John was the father of

*THOMAS HOWARD, Earl of Surrey, later 2nd Duke of Norfolk. Seriously injured at Bosworth and imprisoned in the Tower, he eventually became a leading figure in the reign of King Henry VII, and gained a famous victory for Henry VIII over the Scots at Flodden in 1513, as a reward for which the dukedom was restored in 1514.

Thomas was the father of

THOMAS HOWARD, 3rd Duke of Norfolk, a leading statesman throughout the reign of Henry VIII, near the end of which he was deprived of the dukedom and imprisoned in the Tower on spurious charges of treason for not having reported his son’s supposed illegal use of certain heraldic devices, surviving only because Henry VIII died shortly before his execution was due to take place. He was released six years later, at the age of 80.

 

Thomas was the father of

HENRY HOWARD, Earl of Surrey executed in January 1547 for breaking the rules of heraldry which was deemed to be treasonous. In actual fact he had been within his rights, as he was exhibiting arms which had been granted to his ancestor Thomas Mowbray by Richard II in 1397.

Henry Howard was the father of

THOMAS HOWARD, 4th Duke of Norfolk, to whom the dukedom was restored by Queen Mary I, who had also pardoned his grandfather and late father. Thomas was a staunch Catholic who refused to conform to Protestantism and conspired to overthrow his second cousin Queen Elizabeth I in favour of Mary, Queen of Scots, whom he hoped to marry. He was executed and forfeited the Norfolk dukedom in 1572; it was not restored to the family until 1660.

*The 2nd Howard Duke was also the father of Lady Elizabeth Howard, later Boleyn, whose daughter Anne Boleyn was Henry VIII’s second wife, executed in 1536, and of Lord Edmund Howard, whose daughter Katherine Howard, Henry’s fifth queen, was executed in 1542.
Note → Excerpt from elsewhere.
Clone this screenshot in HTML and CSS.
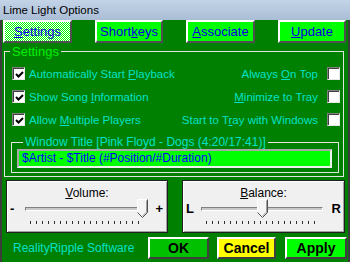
FILE: index.html
```html
<!DOCTYPE html>
<html lang="en">

<head>
    <meta charset="UTF-8">
    <title>Lime Light Options</title>
    <link rel="stylesheet" href="styles.css">
</head>

<body>
    <div class="window">
        <div class="titlebar">Lime Light Options</div>

        <div class="tabs">
            <div class="tab tab-active"><span><u>S</u>ettings</span></div>
            <div class="tab tab-narrow"><span>Short<u>k</u>eys</span></div>
            <div class="tab"><span><u>A</u>ssociate</span></div>
            <div class="tab tab-narrow"><span><u>U</u>pdate</span></div>
        </div>

        <fieldset class="group">
            <legend class="group-title">Settings</legend>
            <div class="options">
                <div class="opt"><span class="box checked"><svg width="9" height="9" viewBox="0 0 9 9"><polyline points="1,4 3.5,6.5 8,2" fill="none" stroke="#000" stroke-width="2"/></svg></span><span>Automatically Start <u>P</u>layback</span></div>
                <div class="opt opt-right"><span>Always <u>O</u>n Top</span><span class="box"></span></div>
                <div class="opt"><span class="box checked"><svg width="9" height="9" viewBox="0 0 9 9"><polyline points="1,4 3.5,6.5 8,2" fill="none" stroke="#000" stroke-width="2"/></svg></span><span>Show Song <u>I</u>nformation</span></div>
                <div class="opt opt-right"><span><u>M</u>inimize to Tray</span><span class="box"></span></div>
                <div class="opt"><span class="box checked"><svg width="9" height="9" viewBox="0 0 9 9"><polyline points="1,4 3.5,6.5 8,2" fill="none" stroke="#000" stroke-width="2"/></svg></span><span>Allow <u>M</u>ultiple Players</span></div>
                <div class="opt opt-right"><span>Start to T<u>r</u>ay with Windows</span><span class="box"></span></div>
            </div>

            <fieldset class="title-group">
                <legend class="title-legend">Window Title [Pink Floyd - Dogs (4:20/17:41)]</legend>
                <div class="title-input">$Artist - $Title (#Position/#Duration)</div>
            </fieldset>
        </fieldset>

        <div class="sliders">
            <div class="panel panel-volume">
                <div class="slider-label"><u>V</u>olume:</div>
                <div class="slider-row">
                    <span class="end end-left">-</span>
                    <div class="slider">
                        <div class="track"></div>
                        <div class="ticks"></div>
                        <svg class="thumb" style="--pos: 1" width="11" height="19" viewBox="0 0 11 19">
                            <polygon points="0.5,0.5 10.5,0.5 10.5,13.5 5.5,18.5 0.5,13.5" fill="#f4f4f4"/>
                            <polyline points="0.5,13.5 0.5,0.5 10.5,0.5" fill="none" stroke="#fff"/>
                            <polyline points="10.5,0.5 10.5,13.5 5.5,18.5 0.5,13.5" fill="none" stroke="#505050"/>
                            <polyline points="9.5,1.5 9.5,13 5.5,17" fill="none" stroke="#a0a0a0"/>
                        </svg>
                    </div>
                    <span class="end end-right">+</span>
                </div>
            </div>
            <div class="panel panel-balance">
                <div class="slider-label"><u>B</u>alance:</div>
                <div class="slider-row">
                    <span class="end end-left">L</span>
                    <div class="slider">
                        <div class="track"></div>
                        <div class="ticks"></div>
                        <svg class="thumb" style="--pos: 0.5" width="11" height="19" viewBox="0 0 11 19">
                            <polygon points="0.5,0.5 10.5,0.5 10.5,13.5 5.5,18.5 0.5,13.5" fill="#f4f4f4"/>
                            <polyline points="0.5,13.5 0.5,0.5 10.5,0.5" fill="none" stroke="#fff"/>
                            <polyline points="10.5,0.5 10.5,13.5 5.5,18.5 0.5,13.5" fill="none" stroke="#505050"/>
                            <polyline points="9.5,1.5 9.5,13 5.5,17" fill="none" stroke="#a0a0a0"/>
                        </svg>
                    </div>
                    <span class="end end-right end-wide">R</span>
                </div>
            </div>
        </div>

        <div class="footer">
            <span class="credit">RealityRipple Software</span>
            <div class="buttons">
                <div class="btn btn-ok">OK</div>
                <div class="btn btn-cancel">Cancel</div>
                <div class="btn btn-apply">Apply</div>
            </div>
        </div>
    </div>
</body>

</html>
```

FILE: styles.css
```css
body {
    margin: 0;
    width: 350px;
    height: 262px;
    overflow: hidden;
    font-family: "Liberation Sans", Arial, sans-serif;
}

.window {
    width: 350px;
    height: 262px;
    background-color: #008000;
    box-shadow: inset 2px 0 #3c3c3c, inset -2px 0 #3c3c3c;
    display: flex;
    flex-direction: column;
}

.titlebar {
    height: 20px;
    line-height: 20px;
    padding-left: 3px;
    font-size: 11.5px;
    color: #000;
    background: linear-gradient(#c3d4e7, #a9bdd5);
}

.tabs {
    height: 24px;
    display: flex;
    gap: 23px;
    padding-left: 3px;
}

.tab {
    box-sizing: border-box;
    width: 69px;
    height: 23px;
    background-color: #00ff00;
    border: 2px solid;
    border-color: #fff #505050 #505050 #fff;
    color: #0000e0;
    font-size: 13px;
    display: flex;
    align-items: center;
    justify-content: center;
}

.tab-narrow {
    width: 68px;
}

.tab-active {
    background: repeating-conic-gradient(#00ff00 0 25%, #ffffff 0 50%) 0 0 / 2px 2px;
}

.group {
    margin: 1px 6px 0 4px;
    padding: 0;
    border: 1px solid #e4e4e4;
    min-width: 0;
}

.group-title {
    margin-left: 5px;
    padding: 0 2px;
    font-size: 13px;
    line-height: 13px;
    color: #00ee00;
}

.options {
    display: grid;
    grid-template-columns: 1fr auto;
    grid-auto-rows: 23px;
    margin-top: 4px;
    padding: 0 3px 0 7px;
}

.opt {
    display: flex;
    align-items: center;
    gap: 4px;
    font-size: 11.5px;
    color: #00e0c8;
    white-space: nowrap;
}

.opt-right {
    justify-self: end;
    gap: 9px;
}

.box {
    box-sizing: border-box;
    width: 13px;
    height: 13px;
    background-color: #fff;
    border: 1px solid;
    border-color: #808080 #e8e8e8 #e8e8e8 #808080;
    box-shadow: inset 1px 1px #404040;
    display: flex;
    align-items: center;
    justify-content: center;
}

.box svg {
    margin: 1px 0 0 1px;
}

.title-group {
    margin: 5px 4px 3px 6px;
    padding: 0 6px 4px 5px;
    border: 1px solid #e4e4e4;
    min-width: 0;
}

.title-legend {
    margin-left: 6px;
    padding: 0 2px;
    font-size: 12px;
    line-height: 12px;
    color: #00e0c8;
}

.title-input {
    box-sizing: border-box;
    margin-top: 1px;
    height: 19px;
    padding-left: 3px;
    background-color: #00ff00;
    border: 2px solid;
    border-color: #a8a8a8 #f0f0f0 #f0f0f0 #a8a8a8;
    color: #0000ff;
    font-size: 12px;
    line-height: 15px;
    white-space: nowrap;
}

.sliders {
    display: flex;
    gap: 14px;
    margin-top: 3px;
    padding: 0 5px 0 6px;
}

.panel {
    box-sizing: border-box;
    height: 53px;
    background-color: #f0f0f0;
    border: 1px solid #202020;
    box-shadow: inset 1px 1px #fff, inset -1px -1px #a0a0a0;
}

.panel-volume {
    width: 162px;
}

.panel-balance {
    flex: 1;
}

.slider-label {
    text-align: center;
    font-size: 12px;
    line-height: 14px;
    padding-top: 5px;
    color: #000;
}

.slider-row {
    display: flex;
    margin-top: -1px;
}

.end {
    flex: none;
    width: 18px;
    line-height: 20px;
    font-size: 13px;
    font-weight: bold;
    color: #000;
}

.end-left {
    text-align: left;
    padding-left: 3px;
    box-sizing: border-box;
}

.end-right {
    width: 19px;
    text-align: right;
    padding-right: 4px;
    box-sizing: border-box;
}

.end-wide {
    width: 21px;
    padding-right: 3px;
}

.slider {
    position: relative;
    flex: 1;
    height: 26px;
}

.track {
    position: absolute;
    left: 0;
    right: 0;
    top: 8px;
    height: 4px;
    box-sizing: border-box;
    border: 1px solid;
    border-color: #808080 #fff #fff #808080;
    background-color: #c8c8c8;
}

.ticks {
    position: absolute;
    left: 5px;
    right: 5px;
    top: 22px;
    height: 3px;
    background: repeating-linear-gradient(to right, #303030 0 1px, transparent 1px 6px);
}

.thumb {
    position: absolute;
    top: 0;
    left: calc((100% - 11px) * var(--pos));
}

.footer {
    flex: 1;
    display: flex;
    align-items: center;
    padding: 0 3px 0 13px;
}

.credit {
    font-size: 12px;
    color: #00e0c8;
}

.buttons {
    margin-left: auto;
    display: flex;
    gap: 8px;
}

.btn {
    box-sizing: border-box;
    height: 22px;
    border: 2px solid;
    border-color: #fff #404040 #404040 #fff;
    font-size: 14px;
    font-weight: bold;
    color: #000;
    display: flex;
    align-items: center;
    justify-content: center;
}

.btn-ok {
    width: 61px;
    background-color: #00c000;
}

.btn-cancel {
    width: 59px;
    background-color: #ffff00;
}

.btn-apply {
    width: 62px;
    margin-left: 1px;
    background-color: #00ff00;
}
```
The fortunes, and many grave misfortunes, of the Howard family may be found in Queen Katherine and the Howards, a Tudor family on the brink of disaster, which takes their story as far as the reign of Queen Elizabeth I. Somehow they survived the centuries between then and now. Edward Fitzalan-Howard, born in 1956 is the 18th Duke of Norfolk of the Howard creation and hereditary Earl Marshal.